• _WHAT TO WORK ON_
Give the data below again exactly as written, without its pictures.
==== RECORDED INFORMATION
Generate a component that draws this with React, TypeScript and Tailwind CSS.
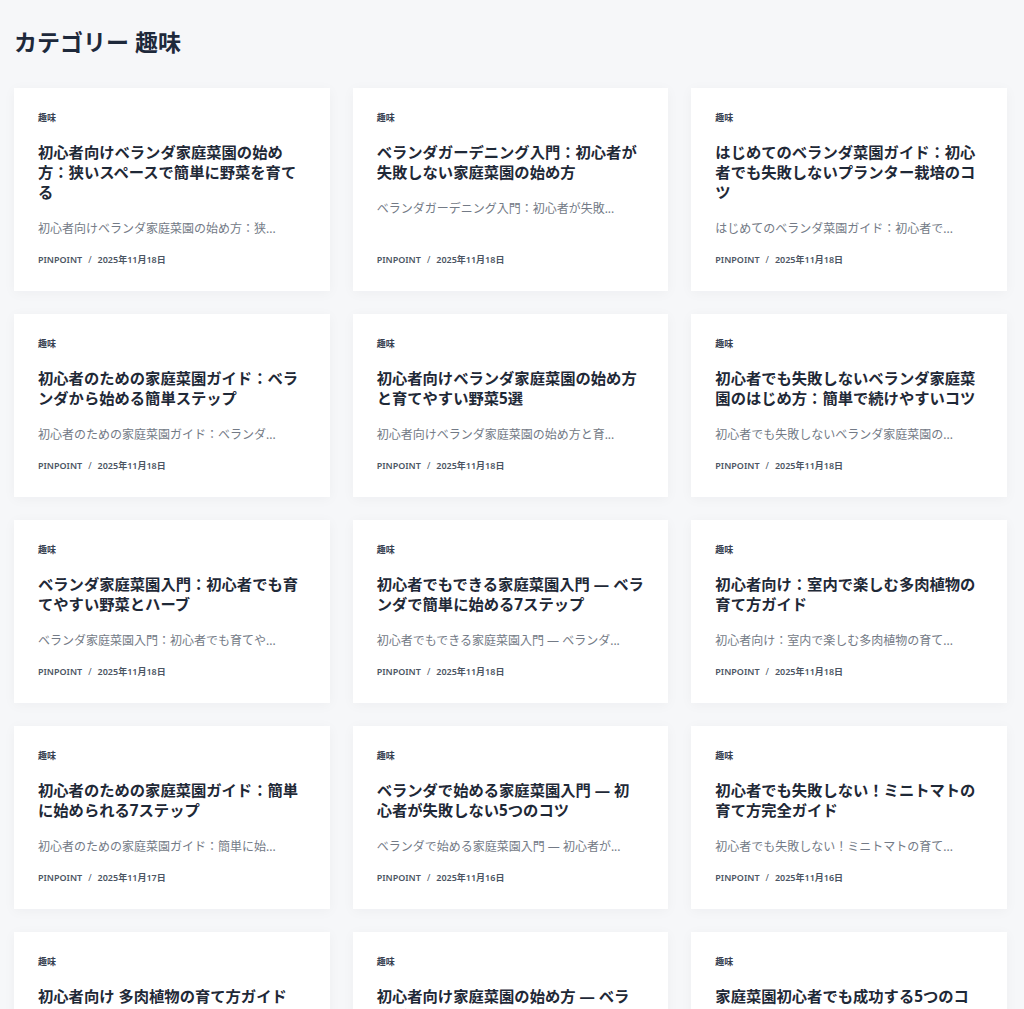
type Post = {
  title: string;
  excerpt: string;
  date: string;
};

const posts: Post[] = [
  {
    title: '初心者向けベランダ家庭菜園の始め方：狭いスペースで簡単に野菜を育てる',
    excerpt: '初心者向けベランダ家庭菜園の始め方：狭...',
    date: '2025年11月18日',
  },
  {
    title: 'ベランダガーデニング入門：初心者が失敗しない家庭菜園の始め方',
    excerpt: 'ベランダガーデニング入門：初心者が失敗...',
    date: '2025年11月18日',
  },
  {
    title: 'はじめてのベランダ菜園ガイド：初心者でも失敗しないプランター栽培のコツ',
    excerpt: 'はじめてのベランダ菜園ガイド：初心者で...',
    date: '2025年11月18日',
  },
  {
    title: '初心者のための家庭菜園ガイド：ベランダから始める簡単ステップ',
    excerpt: '初心者のための家庭菜園ガイド：ベランダ...',
    date: '2025年11月18日',
  },
  {
    title: '初心者向けベランダ家庭菜園の始め方と育てやすい野菜5選',
    excerpt: '初心者向けベランダ家庭菜園の始め方と育...',
    date: '2025年11月18日',
  },
  {
    title: '初心者でも失敗しないベランダ家庭菜園のはじめ方：簡単で続けやすいコツ',
    excerpt: '初心者でも失敗しないベランダ家庭菜園の...',
    date: '2025年11月18日',
  },
  {
    title: 'ベランダ家庭菜園入門：初心者でも育てやすい野菜とハーブ',
    excerpt: 'ベランダ家庭菜園入門：初心者でも育てや...',
    date: '2025年11月18日',
  },
  {
    title: '初心者でもできる家庭菜園入門 — ベランダで簡単に始める7ステップ',
    excerpt: '初心者でもできる家庭菜園入門 — ベランダ...',
    date: '2025年11月18日',
  },
  {
    title: '初心者向け：室内で楽しむ多肉植物の育て方ガイド',
    excerpt: '初心者向け：室内で楽しむ多肉植物の育て...',
    date: '2025年11月18日',
  },
  {
    title: '初心者のための家庭菜園ガイド：簡単に始められる7ステップ',
    excerpt: '初心者のための家庭菜園ガイド：簡単に始...',
    date: '2025年11月17日',
  },
  {
    title: 'ベランダで始める家庭菜園入門 — 初心者が失敗しない5つのコツ',
    excerpt: 'ベランダで始める家庭菜園入門 — 初心者が...',
    date: '2025年11月16日',
  },
  {
    title: '初心者でも失敗しない！ミニトマトの育て方完全ガイド',
    excerpt: '初心者でも失敗しない！ミニトマトの育て...',
    date: '2025年11月16日',
  },
  {
    title: '初心者向け 多肉植物の育て方ガイド【水やりと置き場所】',
    excerpt: '初心者向け 多肉植物の育て方ガイド【水...',
    date: '2025年11月16日',
  },
  {
    title: '初心者向け家庭菜園の始め方 — ベランダで育てる野菜入門',
    excerpt: '初心者向け家庭菜園の始め方 — ベランダ...',
    date: '2025年11月15日',
  },
  {
    title: '家庭菜園初心者でも成功する5つのコツとおすすめ野菜',
    excerpt: '家庭菜園初心者でも成功する5つのコツ...',
    date: '2025年11月15日',
  },
];

function PostCard({ post }: { post: Post }) {
  return (
    <article className="flex flex-col bg-white px-6 pt-6 pb-[25px] shadow-[0_2px_12px_rgba(15,23,42,0.04)]">
      <div className="text-[9px] leading-3 font-bold text-[#374151]">趣味</div>
      <h2 className="mt-[18px] text-[15.3px] leading-5 font-bold text-[#1f2937]">{post.title}</h2>
      <p className="mt-[17px] text-[12px] leading-5 text-[#737a86]">{post.excerpt}</p>
      <div className="mt-auto flex items-center pt-[15px] text-[9px] leading-3 font-semibold text-[#4b5563]">
        <span>PINPOINT</span>
        <span className="mx-[6px] font-normal">/</span>
        <span>{post.date}</span>
      </div>
    </article>
  );
}

export default function App() {
  return (
    <div
      className="min-h-screen bg-[#f6f7f9] pt-[26px] pr-[17px] pb-10 pl-[14px]"
      style={{ fontFamily: '"Noto Sans", "Noto Sans CJK JP", sans-serif' }}
    >
      <h1 className="text-[23px] leading-8 font-bold text-[#1e293b]">カテゴリー 趣味</h1>
      <div className="mt-[30px] grid grid-cols-3 gap-x-[23px] gap-y-[23px]">
        {posts.map((post, i) => (
          <PostCard key={i} post={post} />
        ))}
      </div>
    </div>
  );
}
========
• _RESPONSE TO THIS EXERCISE_
Generate a component that draws this with React, TypeScript and Tailwind CSS.
type Post = {
  title: string;
  excerpt: string;
  date: string;
};

const posts: Post[] = [
  {
    title: '初心者向けベランダ家庭菜園の始め方：狭いスペースで簡単に野菜を育てる',
    excerpt: '初心者向けベランダ家庭菜園の始め方：狭...',
    date: '2025年11月18日',
  },
  {
    title: 'ベランダガーデニング入門：初心者が失敗しない家庭菜園の始め方',
    excerpt: 'ベランダガーデニング入門：初心者が失敗...',
    date: '2025年11月18日',
  },
  {
    title: 'はじめてのベランダ菜園ガイド：初心者でも失敗しないプランター栽培のコツ',
    excerpt: 'はじめてのベランダ菜園ガイド：初心者で...',
    date: '2025年11月18日',
  },
  {
    title: '初心者のための家庭菜園ガイド：ベランダから始める簡単ステップ',
    excerpt: '初心者のための家庭菜園ガイド：ベランダ...',
    date: '2025年11月18日',
  },
  {
    title: '初心者向けベランダ家庭菜園の始め方と育てやすい野菜5選',
    excerpt: '初心者向けベランダ家庭菜園の始め方と育...',
    date: '2025年11月18日',
  },
  {
    title: '初心者でも失敗しないベランダ家庭菜園のはじめ方：簡単で続けやすいコツ',
    excerpt: '初心者でも失敗しないベランダ家庭菜園の...',
    date: '2025年11月18日',
  },
  {
    title: 'ベランダ家庭菜園入門：初心者でも育てやすい野菜とハーブ',
    excerpt: 'ベランダ家庭菜園入門：初心者でも育てや...',
    date: '2025年11月18日',
  },
  {
    title: '初心者でもできる家庭菜園入門 — ベランダで簡単に始める7ステップ',
    excerpt: '初心者でもできる家庭菜園入門 — ベランダ...',
    date: '2025年11月18日',
  },
  {
    title: '初心者向け：室内で楽しむ多肉植物の育て方ガイド',
    excerpt: '初心者向け：室内で楽しむ多肉植物の育て...',
    date: '2025年11月18日',
  },
  {
    title: '初心者のための家庭菜園ガイド：簡単に始められる7ステップ',
    excerpt: '初心者のための家庭菜園ガイド：簡単に始...',
    date: '2025年11月17日',
  },
  {
    title: 'ベランダで始める家庭菜園入門 — 初心者が失敗しない5つのコツ',
    excerpt: 'ベランダで始める家庭菜園入門 — 初心者が...',
    date: '2025年11月16日',
  },
  {
    title: '初心者でも失敗しない！ミニトマトの育て方完全ガイド',
    excerpt: '初心者でも失敗しない！ミニトマトの育て...',
    date: '2025年11月16日',
  },
  {
    title: '初心者向け 多肉植物の育て方ガイド【水やりと置き場所】',
    excerpt: '初心者向け 多肉植物の育て方ガイド【水...',
    date: '2025年11月16日',
  },
  {
    title: '初心者向け家庭菜園の始め方 — ベランダで育てる野菜入門',
    excerpt: '初心者向け家庭菜園の始め方 — ベランダ...',
    date: '2025年11月15日',
  },
  {
    title: '家庭菜園初心者でも成功する5つのコツとおすすめ野菜',
    excerpt: '家庭菜園初心者でも成功する5つのコツ...',
    date: '2025年11月15日',
  },
];

function PostCard({ post }: { post: Post }) {
  return (
    <article className="flex flex-col bg-white px-6 pt-6 pb-[25px] shadow-[0_2px_12px_rgba(15,23,42,0.04)]">
      <div className="text-[9px] leading-3 font-bold text-[#374151]">趣味</div>
      <h2 className="mt-[18px] text-[15.3px] leading-5 font-bold text-[#1f2937]">{post.title}</h2>
      <p className="mt-[17px] text-[12px] leading-5 text-[#737a86]">{post.excerpt}</p>
      <div className="mt-auto flex items-center pt-[15px] text-[9px] leading-3 font-semibold text-[#4b5563]">
        <span>PINPOINT</span>
        <span className="mx-[6px] font-normal">/</span>
        <span>{post.date}</span>
      </div>
    </article>
  );
}

export default function App() {
  return (
    <div
      className="min-h-screen bg-[#f6f7f9] pt-[26px] pr-[17px] pb-10 pl-[14px]"
      style={{ fontFamily: '"Noto Sans", "Noto Sans CJK JP", sans-serif' }}
    >
      <h1 className="text-[23px] leading-8 font-bold text-[#1e293b]">カテゴリー 趣味</h1>
      <div className="mt-[30px] grid grid-cols-3 gap-x-[23px] gap-y-[23px]">
        {posts.map((post, i) => (
          <PostCard key={i} post={post} />
        ))}
      </div>
    </div>
  );
}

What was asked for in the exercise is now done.